I mentioned this in a thread some time back, but there was a guy being interviewed who mentioned something about a “puh-RIH-dih-gum” - it took a few seconds to figure that he meant paradigm.
A cow-orker considered whether to go to Chipotle for lunch. She pronounced it Chip ta-LAY.
I remember being in 4th or 5th grade studying math. The teacher asked a question (to which the answer was ‘perimeter’). I proudly shot up my hands and announced, "Perry-Meter’.
mmm
I wasn’t there but a good friend of mine swears it happened. A speaker at a math colloquium went through a complicated argument and when he got to the end, he said, “Viola!” I used to think there was a word “VIK-tu-als”. I knew the word but thought this was a different one.
I tried to add this as an edit but the stupid window expired. I don’t think I even had 5 minutes.
Anyway, a woman I dated a few years ago insisted that meme is pronounced mee mee. She was high maintenance anyway and that was one of many things I let slide.
I worked for a while in a grocery store, which sold alcohol, including spirits which were kept behind the counter; we had a regular (Eastern European) guy who, every time he came in, would request a bottle of ‘Fa-Moose Groose’ whiskey.
Since then, I have been unable to call it anything else.
The cities of Bangor, Maine and Calais, Maine are probably the two most oft-mispronounced cities in the state, I think. As for Bangor, I blame that one on Roger Miller’s mispronunciation of it in “King of the Road.” It’s /ˈbæŋɡɔːr/ (with or without the final /r/ sound, depending mostly on the speaker’s age), not /ˈbæŋər/.

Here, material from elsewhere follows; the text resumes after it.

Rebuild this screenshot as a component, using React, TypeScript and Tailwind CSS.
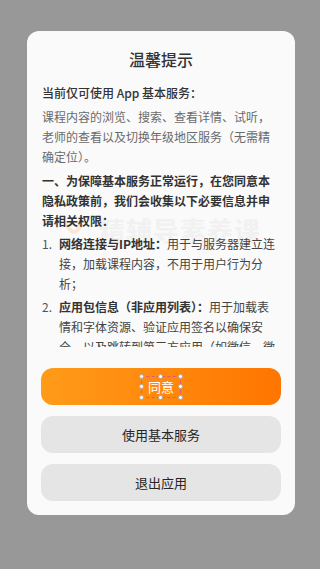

Calais gets confused with the French city, but the two are not pronounced the same. The Maine city is pronounced /ˈkælᵻs/.
The one I hear most often around here though is /ˈlaɪbɛri/ for library.
I knew a woman whose grandson was born with a congenial heart defect. That does sound a lot friendlier than a congenital one. Fortunately it was quite benign, because every time she mentioned it I had to hide a smile.
It’s a generfational thing. Our local 20-something news anchorette the other day, referring to ancient history, spoke of Christa McAwful. But I bet a 50-year old news anchor might not know about memes.
There has been a linguistic collapse in intergenerational continuity. People of different generations can’t talk to each other anymore.
By the way, in poetry and music lyrics, the French pronounce “Louvre” with two syllables. Loover. When speaking, there is a phoneme after the V, which English speakers cannot hear. If you say “loov”, you are also wrong.
Well; the French Calais, was English territory for a long while: England’s last holding in France – taken by the French in 1558, to the great grief of Queen Mary Tudor. While it belonged to England, the English happily went ahead and called it “Callice” (I take it, pretty much as per in International Phonetic Alphabet pronunciation above.) Stupid Frogs – why should they know how to pronounce the place, just because they lived there; and why should we care how they said the name?